Work out how many lines contain "page". Reply with the count alone.

» GIVEN DATA:
========
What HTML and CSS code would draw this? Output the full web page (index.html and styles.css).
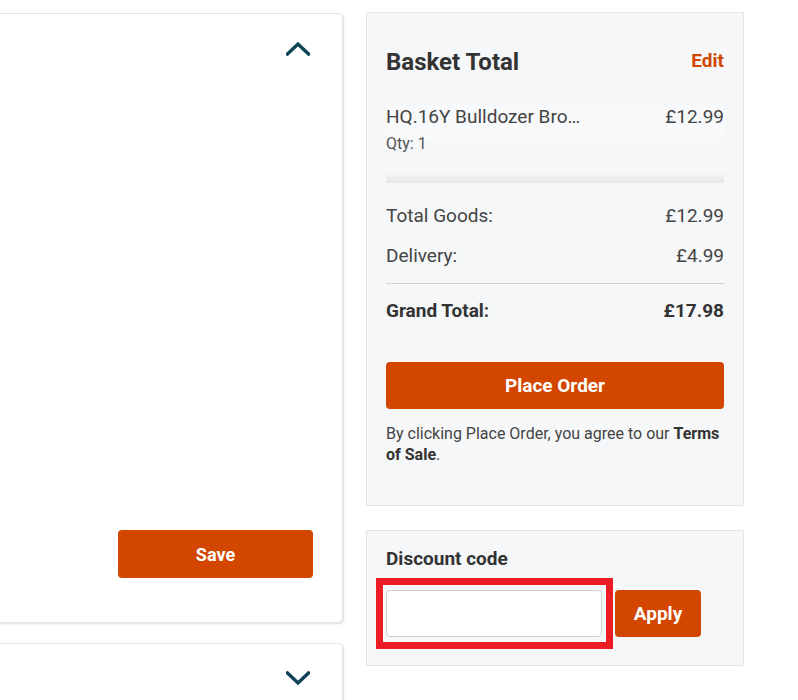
FILE: index.html
```html
<!DOCTYPE html>
<html lang="en">
<head>
<meta charset="utf-8">
<title>Checkout</title>
<link rel="stylesheet" href="styles.css">
</head>
<body>
<div class="page">
  <div class="left-col">
    <section class="card card-open">
      <div class="card-head">
        <button class="chevron" aria-label="Collapse">
          <svg width="24" height="15" viewBox="0 0 24 15"><polyline points="1.5,13 12,3 22.5,13" fill="none" stroke="#0f4457" stroke-width="3.4" stroke-linecap="square"/></svg>
        </button>
      </div>
      <div class="card-body"></div>
      <div class="card-foot">
        <button class="btn btn-save">Save</button>
      </div>
    </section>
    <section class="card card-closed">
      <div class="card-head">
        <button class="chevron" aria-label="Expand">
          <svg width="24" height="15" viewBox="0 0 24 15"><polyline points="1.5,2 12,12 22.5,2" fill="none" stroke="#0f4457" stroke-width="3.4" stroke-linecap="square"/></svg>
        </button>
      </div>
    </section>
  </div>
  <aside class="right-col">
    <div class="panel basket">
      <div class="basket-head">
        <h2 class="basket-title">Basket Total</h2>
        <a class="edit-link">Edit</a>
      </div>
      <div class="items">
        <div class="item-row">
          <span class="item-name">HQ.16Y Bulldozer Bro…</span>
          <span class="item-price">£12.99</span>
        </div>
        <div class="item-qty">Qty: 1</div>
      </div>
      <div class="sum-row first"><span>Total Goods:</span><span>£12.99</span></div>
      <div class="sum-row"><span>Delivery:</span><span>£4.99</span></div>
      <div class="divider"></div>
      <div class="sum-row grand"><span>Grand Total:</span><span>£17.98</span></div>
      <button class="btn btn-order">Place Order</button>
      <p class="terms">By clicking Place Order, you agree to our <strong>Terms of Sale</strong>.</p>
    </div>
    <div class="panel discount">
      <div class="discount-label">Discount code</div>
      <div class="discount-row">
        <div class="input-wrap">
          <input class="discount-input" type="text">
          <span class="highlight"></span>
        </div>
        <button class="btn btn-apply">Apply</button>
      </div>
    </div>
  </aside>
</div>
</body>
</html>
```

FILE: styles.css
```css
html, body {
  margin: 0;
  padding: 0;
  background: #ffffff;
  font-family: Roboto, "Liberation Sans", Arial, sans-serif;
  color: #3a3a3a;
  overflow: hidden;
}

.page {
  display: flex;
  align-items: flex-start;
  gap: 23px;
  margin-left: -77px;
}

.left-col {
  width: 420px;
  flex: none;
  display: flex;
  flex-direction: column;
  gap: 20px;
  padding-top: 13px;
}

.card {
  background: #fff;
  border: 1px solid #e4e4e4;
  border-radius: 5px;
  box-shadow: 1px 1px 2px rgba(0, 0, 0, 0.12);
  padding: 27px 32px 44px 30px;
}

.card-head {
  display: flex;
  justify-content: flex-end;
  height: 15px;
}

.chevron {
  border: 0;
  background: none;
  padding: 0;
  margin: 0;
  display: block;
  line-height: 0;
}

.card-body {
  height: 474px;
}

.card-foot {
  display: flex;
  justify-content: flex-end;
}

.btn {
  border: 0;
  background: #d24600;
  color: #fff;
  font-family: Roboto, "Liberation Sans", Arial, sans-serif;
  font-weight: 700;
  border-radius: 4px;
  cursor: pointer;
}

.btn-save {
  width: 195px;
  height: 48px;
  font-size: 18px;
  margin-right: -3px;
}

.card-closed {
  height: 200px;
}

.right-col {
  width: 378px;
  flex: none;
  padding-top: 12px;
  display: flex;
  flex-direction: column;
  gap: 24px;
}

.panel {
  background: #f6f7f9;
  border: 1px solid #e3e5e8;
  padding: 0 19px;
}

.basket {
  padding-top: 34px;
  padding-bottom: 40px;
}

.basket-head {
  display: flex;
  justify-content: space-between;
  align-items: center;
  height: 30px;
}

.basket-title {
  margin: 0;
  font-size: 24px;
  font-weight: 700;
  color: #333;
  line-height: 30px;
}

.edit-link {
  color: #d24600;
  font-weight: 700;
  font-size: 19px;
  line-height: 30px;
  margin-top: -3px;
}

.items {
  margin-top: 28px;
  padding-bottom: 29px;
  background: linear-gradient(to bottom, rgba(255, 255, 255, 0.25) 0, rgba(255, 255, 255, 0.25) 36px, rgba(0, 0, 0, 0) 36px, rgba(0, 0, 0, 0) 67px, rgba(0, 0, 0, 0.07) 78px);
}

.item-row {
  display: flex;
  justify-content: space-between;
  font-size: 19px;
  line-height: 24px;
  color: #444;
}

.item-qty {
  margin-top: 5px;
  font-size: 16px;
  line-height: 20px;
  color: #555;
}

.sum-row {
  display: flex;
  justify-content: space-between;
  font-size: 19px;
  line-height: 24px;
  margin-top: 16px;
  color: #444;
}

.sum-row.first {
  margin-top: 21px;
}

.divider {
  margin-top: 15px;
  height: 1px;
  background: #cfd1d4;
}

.sum-row.grand {
  margin-top: 15px;
  font-weight: 700;
  color: #333;
}

.btn-order {
  display: block;
  width: 100%;
  height: 47px;
  margin-top: 39px;
  font-size: 19px;
}

.terms {
  margin: 14px 0 0;
  font-size: 16px;
  line-height: 21px;
  color: #444;
}

.terms strong {
  color: #333;
}

.discount {
  padding-top: 16px;
  padding-bottom: 28px;
}

.discount-label {
  font-size: 19px;
  font-weight: 700;
  line-height: 24px;
  color: #333;
}

.discount-row {
  margin-top: 19px;
  display: flex;
  gap: 13px;
}

.input-wrap {
  position: relative;
  width: 216px;
  height: 47px;
}

.discount-input {
  box-sizing: border-box;
  width: 100%;
  height: 100%;
  margin: 0;
  border: 1px solid #cfcfcf;
  border-radius: 4px;
  background: #fff;
  font-family: Roboto, "Liberation Sans", Arial, sans-serif;
  font-size: 16px;
}

.highlight {
  position: absolute;
  left: -10px;
  top: -12px;
  right: -11px;
  bottom: -12px;
  border: 7px solid #ec1c24;
  pointer-events: none;
}

.btn-apply {
  width: 86px;
  height: 47px;
  font-size: 19px;
}
```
========
» SOLUTION BELOW:
3